A useful thing to know is what purpose Ed Codd had in mind when he first defined it. Ed Codd defined First Normal Form, which he called Normal Form, back in the paper he published in 1970. His purpose in that paper was to demonstrate that a database built along relational lines would have all the expressive power that existing databases had. Existing databases often dealt with a parent that owns a set of children. For example, if the parent data item contains data about a student, each child might contain data about one course the student is taking.

You can actually define such a structure in terms of mathematical relations by allowing one of the attributes of a relation to be itself a relation. I'm going to call that "nesting" relations, although I don't recall what Ed Codd called it. In defining the relational data model, which is closely patterned after mathematical relations, Ed Codd wanted, for a variety of reasons, to forbid such a structure. his reasons were mostly practical, to make it more feasible to build the first relational database.

So he devoted some of his paper to proving that you could limit attributes to "simple" values without reducing the expressive power of the relational data model. I'm going to sidestep what "simple" means for the moment, although it's worth coming back to. He called this limitation "normal form". Once a second normal form was discovered, normal form got renamed to first normal form.

When it came time to build a relational database the engineers decided on a data structure called a "table". (I don't know the actual history, but this is approximate). A table is a logical structure made up of rows and columns. It can be thought of as an array of records, where each record represents a row, and all the records have the same header.

Now, if you want such a structure to represent a relation, you have to throw in a restriction that will prevent two rows with exactly the same values. If you had such duplicates, this would not represent a relation. A relation, by definition, has distinct elements. This is where primary keys come in. A table with a primary key can't have duplicate rows, because it can't have duplicate keys.

But I'm not done yet. You didn't ask this, but it has come up a thousand times in stack overflow, so it's worth putting in here. A designer can defeat Ed Codd's original intent by creating a column that contains text that, in turn contains comma separated values. In Codd's original formulation, a list of values is not "simple".

This is enormously appealing to the neophyte because it looks simpler and more efficient, to store a table with comma separated values than to create two tables one for parent records and the other for child records, and to join them when they are both needed for one query. Joins are not simple to the neophyte, and they do take some computer resources.

The CSV in a column design turns out to be an unfortunate design in nearly every case. The reason is that certain queries that could have been done real fast via an index now require a full table scan.

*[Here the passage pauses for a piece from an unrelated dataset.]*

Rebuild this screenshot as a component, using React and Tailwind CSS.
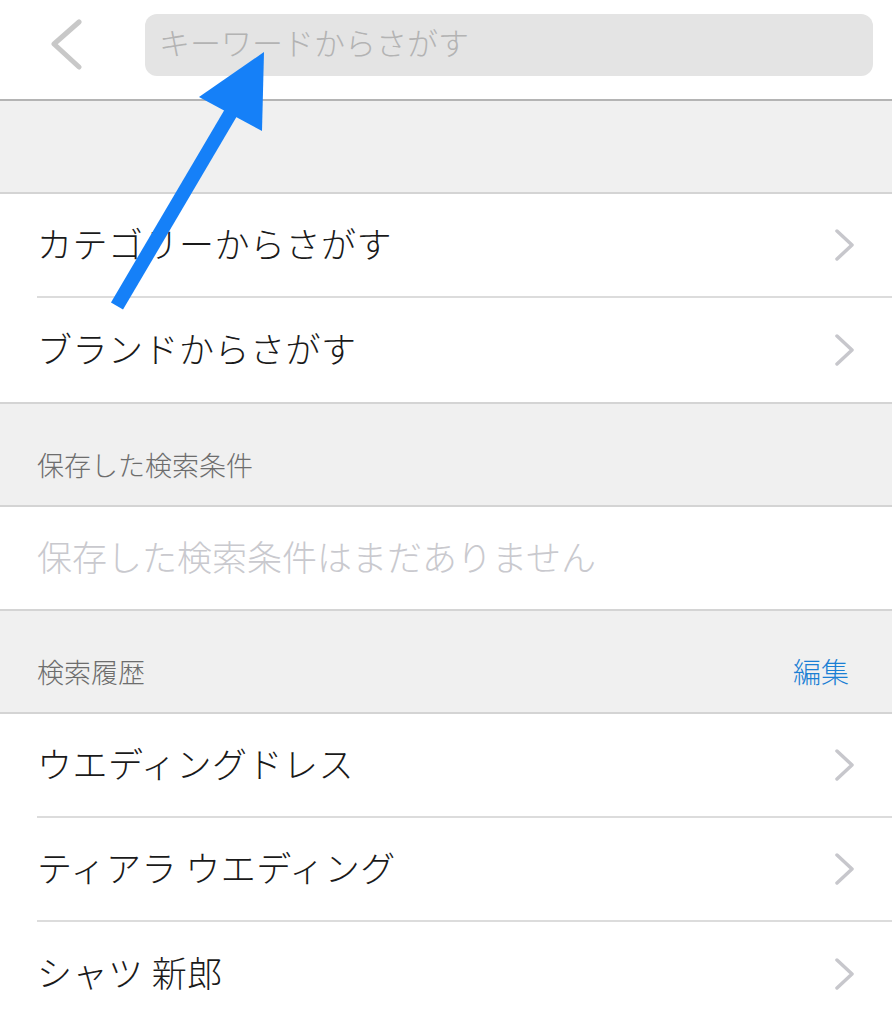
const font = { fontFamily: '"Noto Sans CJK JP", "Noto Sans", sans-serif' };

const Chevron = () => (
  <svg width="22" height="32" viewBox="0 0 22 32" className="shrink-0">
    <path d="M3 2 L18 16 L3 30" fill="none" stroke="#c7c7cc" strokeWidth="3.5" strokeLinecap="round" strokeLinejoin="round" />
  </svg>
);

const Row = ({ label, last }) => (
  <div className="pl-[37px] bg-white">
    <div className={`h-[104px] flex items-center justify-between pr-[36px] ${last ? '' : 'border-b-2 border-[#dcdcdc]'}`}>
      <span className="text-[35px] font-light text-[#1a1a1a] tracking-[0.5px] -mt-[4px]">{label}</span>
      <Chevron />
    </div>
  </div>
);

const Header = ({ title, action }) => (
  <div className="h-[103px] bg-[#f0f0f0] border-b-2 border-[#d4d4d4] flex items-end justify-between px-[37px] pb-[20px]">
    <span className="text-[27px] font-light text-[#6d6d6d]">{title}</span>
    {action && <span className="text-[28px] font-light text-[#1a7fd4] mr-[6px]">{action}</span>}
  </div>
);

export default function App() {
  return (
    <div className="relative w-[892px] h-[1024px] overflow-hidden bg-white" style={font}>
      <div className="h-[101px] flex items-start border-b-2 border-[#b4b4b4] bg-white">
        <div className="w-[145px] h-[90px] flex items-center pl-[48px]">
          <svg width="36" height="52" viewBox="0 0 36 52">
            <path d="M31 3 L6 25 L31 48" fill="none" stroke="#c8c8c8" strokeWidth="5" strokeLinecap="round" strokeLinejoin="round" />
          </svg>
        </div>
        <div className="mt-[14px] w-[728px] h-[62px] rounded-[12px] bg-[#e4e4e4] flex items-center px-[14px]">
          <span className="text-[31px] font-light text-[#b3b3b3] -mt-[5px]">キーワードからさがす</span>
        </div>
      </div>
      <div className="h-[93px] bg-[#f0f0f0] border-b-2 border-[#d4d4d4]" />
      <Row label="カテゴリーからさがす" />
      <div className="border-b-2 border-[#d4d4d4]">
        <Row label="ブランドからさがす" last />
      </div>
      <Header title="保存した検索条件" />
      <div className="h-[104px] bg-white border-b-2 border-[#d4d4d4] flex items-center px-[37px]">
        <span className="text-[35px] font-light text-[#c9c9ce] -mt-[4px]">保存した検索条件はまだありません</span>
      </div>
      <Header title="検索履歴" action="編集" />
      <Row label="ウエディングドレス" />
      <Row label="ティアラ ウエディング" />
      <Row label="シャツ 新郎" last />

      <svg className="absolute left-0 top-0 pointer-events-none" width="892" height="1024" viewBox="0 0 892 1024">
        <line x1="117" y1="306" x2="236" y2="104" stroke="#1580f8" strokeWidth="14" strokeLinecap="butt" />
        <polygon points="264,52 199,97 262,131" fill="#1580f8" />
      </svg>
    </div>
  );
}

This can turn seconds into minutes or minutes into hours. It's much more expensive than a join.

So you have to teach the newbies why keyed access to all data is a good thing, and this means you have to teach them what 1NF is really all about. And this can be as hard as teaching a five year old. Newbies are typically less ignorant than five year olds, but they tend to be more stubborn.

score 6 · Answer 2 · answered Feb 13 '15 at 12:00

First Normal Form is mostly a matter of definition rather than design. In a relational system, the data structures are relation variables. Since a relation always consists of unique tuples a relation variable will always have at least one candidate key. By convention we call one key per relation a "primary" key so in a relational database the primary key requirement is always satisfied.

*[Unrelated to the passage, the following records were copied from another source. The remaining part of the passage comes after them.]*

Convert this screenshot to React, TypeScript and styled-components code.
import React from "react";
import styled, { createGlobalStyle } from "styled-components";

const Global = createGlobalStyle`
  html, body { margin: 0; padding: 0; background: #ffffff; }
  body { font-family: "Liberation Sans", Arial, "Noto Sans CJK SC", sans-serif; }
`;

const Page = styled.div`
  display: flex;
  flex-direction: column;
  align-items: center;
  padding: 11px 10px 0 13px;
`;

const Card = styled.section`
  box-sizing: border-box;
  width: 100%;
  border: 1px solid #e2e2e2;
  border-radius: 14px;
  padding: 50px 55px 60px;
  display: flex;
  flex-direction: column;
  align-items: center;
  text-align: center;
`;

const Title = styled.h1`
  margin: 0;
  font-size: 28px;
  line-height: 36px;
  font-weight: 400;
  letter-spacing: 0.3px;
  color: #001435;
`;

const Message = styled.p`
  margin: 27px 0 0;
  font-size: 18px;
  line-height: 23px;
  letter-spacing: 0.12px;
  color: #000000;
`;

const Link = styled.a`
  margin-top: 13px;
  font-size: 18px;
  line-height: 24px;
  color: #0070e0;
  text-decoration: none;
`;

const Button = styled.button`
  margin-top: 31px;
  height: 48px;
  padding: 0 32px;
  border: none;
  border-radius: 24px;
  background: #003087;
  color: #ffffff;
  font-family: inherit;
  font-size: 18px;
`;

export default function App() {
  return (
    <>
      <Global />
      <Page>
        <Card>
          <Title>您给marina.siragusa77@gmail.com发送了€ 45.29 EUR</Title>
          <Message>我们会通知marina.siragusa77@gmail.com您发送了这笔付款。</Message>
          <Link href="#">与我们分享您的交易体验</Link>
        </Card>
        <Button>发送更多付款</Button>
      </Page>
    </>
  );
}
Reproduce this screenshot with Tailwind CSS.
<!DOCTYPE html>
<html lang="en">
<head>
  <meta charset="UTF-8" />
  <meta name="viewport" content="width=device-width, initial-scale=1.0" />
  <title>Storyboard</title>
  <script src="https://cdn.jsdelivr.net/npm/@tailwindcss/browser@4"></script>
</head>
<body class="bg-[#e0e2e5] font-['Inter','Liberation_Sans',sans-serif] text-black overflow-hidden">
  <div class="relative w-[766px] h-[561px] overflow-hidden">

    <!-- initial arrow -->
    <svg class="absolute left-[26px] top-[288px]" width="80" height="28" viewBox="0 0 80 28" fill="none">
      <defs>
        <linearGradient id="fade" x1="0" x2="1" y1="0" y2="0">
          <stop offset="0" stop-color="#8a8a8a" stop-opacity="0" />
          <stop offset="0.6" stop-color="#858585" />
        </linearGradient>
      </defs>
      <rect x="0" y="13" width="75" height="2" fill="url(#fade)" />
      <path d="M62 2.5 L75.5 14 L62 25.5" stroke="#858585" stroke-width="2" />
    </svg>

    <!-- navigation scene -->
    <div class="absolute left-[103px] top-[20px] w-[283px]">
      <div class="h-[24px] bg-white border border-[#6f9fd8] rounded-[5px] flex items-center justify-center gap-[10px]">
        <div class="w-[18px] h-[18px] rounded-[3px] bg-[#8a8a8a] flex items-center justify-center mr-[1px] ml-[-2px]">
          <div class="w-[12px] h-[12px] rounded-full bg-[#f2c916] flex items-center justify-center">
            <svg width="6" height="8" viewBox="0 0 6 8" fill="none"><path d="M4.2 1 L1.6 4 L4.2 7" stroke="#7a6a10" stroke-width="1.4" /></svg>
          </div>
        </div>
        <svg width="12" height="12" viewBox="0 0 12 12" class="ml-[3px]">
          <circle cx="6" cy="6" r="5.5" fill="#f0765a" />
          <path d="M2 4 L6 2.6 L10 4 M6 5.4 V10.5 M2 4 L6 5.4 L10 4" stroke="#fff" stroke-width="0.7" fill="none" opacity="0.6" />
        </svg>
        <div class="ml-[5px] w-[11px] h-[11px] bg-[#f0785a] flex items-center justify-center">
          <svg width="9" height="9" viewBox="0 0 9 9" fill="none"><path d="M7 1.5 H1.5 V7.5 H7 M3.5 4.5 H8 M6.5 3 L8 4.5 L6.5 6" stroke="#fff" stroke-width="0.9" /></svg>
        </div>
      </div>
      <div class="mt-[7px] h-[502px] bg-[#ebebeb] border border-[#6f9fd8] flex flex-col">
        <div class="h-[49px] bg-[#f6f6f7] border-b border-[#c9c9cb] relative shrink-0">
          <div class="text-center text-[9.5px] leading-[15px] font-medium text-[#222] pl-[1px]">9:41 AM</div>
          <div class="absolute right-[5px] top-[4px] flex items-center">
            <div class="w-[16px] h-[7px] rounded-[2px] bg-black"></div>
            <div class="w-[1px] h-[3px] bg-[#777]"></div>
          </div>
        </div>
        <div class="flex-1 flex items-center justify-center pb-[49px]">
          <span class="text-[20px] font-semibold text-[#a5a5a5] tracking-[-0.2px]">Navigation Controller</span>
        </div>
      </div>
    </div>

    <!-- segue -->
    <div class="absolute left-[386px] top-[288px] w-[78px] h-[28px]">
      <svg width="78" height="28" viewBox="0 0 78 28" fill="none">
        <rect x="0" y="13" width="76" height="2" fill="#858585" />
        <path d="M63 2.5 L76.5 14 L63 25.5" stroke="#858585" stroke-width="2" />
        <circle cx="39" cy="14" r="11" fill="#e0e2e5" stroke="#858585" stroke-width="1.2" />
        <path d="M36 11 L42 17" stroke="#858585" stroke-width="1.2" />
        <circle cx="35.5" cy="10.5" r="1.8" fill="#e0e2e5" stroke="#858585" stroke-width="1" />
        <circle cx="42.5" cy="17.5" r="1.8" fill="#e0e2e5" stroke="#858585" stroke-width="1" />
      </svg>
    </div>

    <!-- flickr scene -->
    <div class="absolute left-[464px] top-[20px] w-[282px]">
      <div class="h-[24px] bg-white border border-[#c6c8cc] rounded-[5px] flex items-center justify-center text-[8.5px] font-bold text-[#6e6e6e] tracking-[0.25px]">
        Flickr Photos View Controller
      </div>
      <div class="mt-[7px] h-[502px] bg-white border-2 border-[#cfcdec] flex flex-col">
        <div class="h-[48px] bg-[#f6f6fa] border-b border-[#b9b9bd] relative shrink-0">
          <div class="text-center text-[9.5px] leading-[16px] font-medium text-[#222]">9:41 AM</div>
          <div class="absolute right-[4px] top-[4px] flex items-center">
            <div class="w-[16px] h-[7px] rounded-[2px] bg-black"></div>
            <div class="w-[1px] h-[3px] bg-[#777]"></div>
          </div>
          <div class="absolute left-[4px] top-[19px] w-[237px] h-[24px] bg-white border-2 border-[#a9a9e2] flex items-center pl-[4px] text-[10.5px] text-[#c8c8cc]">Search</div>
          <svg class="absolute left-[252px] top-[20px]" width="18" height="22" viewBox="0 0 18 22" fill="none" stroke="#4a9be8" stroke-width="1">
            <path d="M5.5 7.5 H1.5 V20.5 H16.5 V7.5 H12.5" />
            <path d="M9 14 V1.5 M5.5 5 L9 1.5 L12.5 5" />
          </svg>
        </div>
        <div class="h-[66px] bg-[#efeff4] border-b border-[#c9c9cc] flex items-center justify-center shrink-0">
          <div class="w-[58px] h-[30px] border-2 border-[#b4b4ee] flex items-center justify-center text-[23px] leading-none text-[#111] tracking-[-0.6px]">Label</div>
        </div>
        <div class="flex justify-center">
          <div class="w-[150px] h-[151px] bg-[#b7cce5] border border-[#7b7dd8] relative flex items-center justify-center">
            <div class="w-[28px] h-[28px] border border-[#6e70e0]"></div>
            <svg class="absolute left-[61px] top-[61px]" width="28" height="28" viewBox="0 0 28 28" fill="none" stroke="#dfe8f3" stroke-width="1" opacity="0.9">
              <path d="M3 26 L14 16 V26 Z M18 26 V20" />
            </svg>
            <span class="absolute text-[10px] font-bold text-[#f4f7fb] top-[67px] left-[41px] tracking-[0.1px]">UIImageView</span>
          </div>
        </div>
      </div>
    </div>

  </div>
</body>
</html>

Similarly, in a relational database all attributes contain values which are identifiable by name, not by positional index and so the issue of "repeating groups" does not apply. The concept of a "repeating group" exists in some non-relational systems and that was what Codd was referring to when he originally defined 1NF.

However, problems of the interpretation of 1NF arise because most modern DBMSs are not truly relational even though people try to use them like relational systems. Since SQL DBMSs are not relational, how are we to interpret relational concepts like 1NF in a SQL DBMS?

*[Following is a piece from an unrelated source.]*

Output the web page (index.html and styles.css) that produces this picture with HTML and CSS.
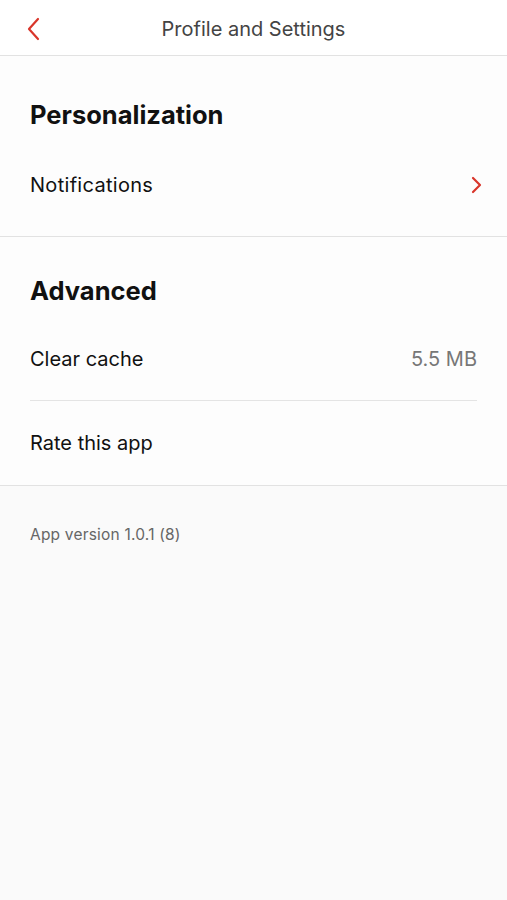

The essense of 1NF is that each table must have a key and that tuples consist of single values for each attribute. Most SQL-based systems don't support the concept of "repeating groups" (multiple values in a single attribute position) so it is usually safe to say that if a SQL table has a key and does not permit nulls in any attribute position then it is "relational" and satisfies the spirit of 1NF.

What you say is politically(1) correct, but are you confident it will also get him the points on his exam ? (1) according to the politics of the real relational model. — Erwin Smout, Feb 13 '15 at 15:05
@Erwin A good question. My answer may not be the one the examiner is looking for. I've never taken any of these vendor certification exams and possibly I wouldn't score very well at this one. — nvogel, Feb 14 '15 at 13:52

score 2 · Accepted Answer · answered Feb 13 '15 at 09:07

2

A primary key must be completely unique. So once this is part of a record, it is distinct from any other record.

eg.

Record 1
---------
KEY = 1
Name = Fred Boggs
Age = 84


Record 2
--------
KEY = 2
Name = Fred Boggs
Age = 84

These 2 records are different because the field KEY is different. Therefore although the rest of the data is the same, it meets the requirements for 1NF.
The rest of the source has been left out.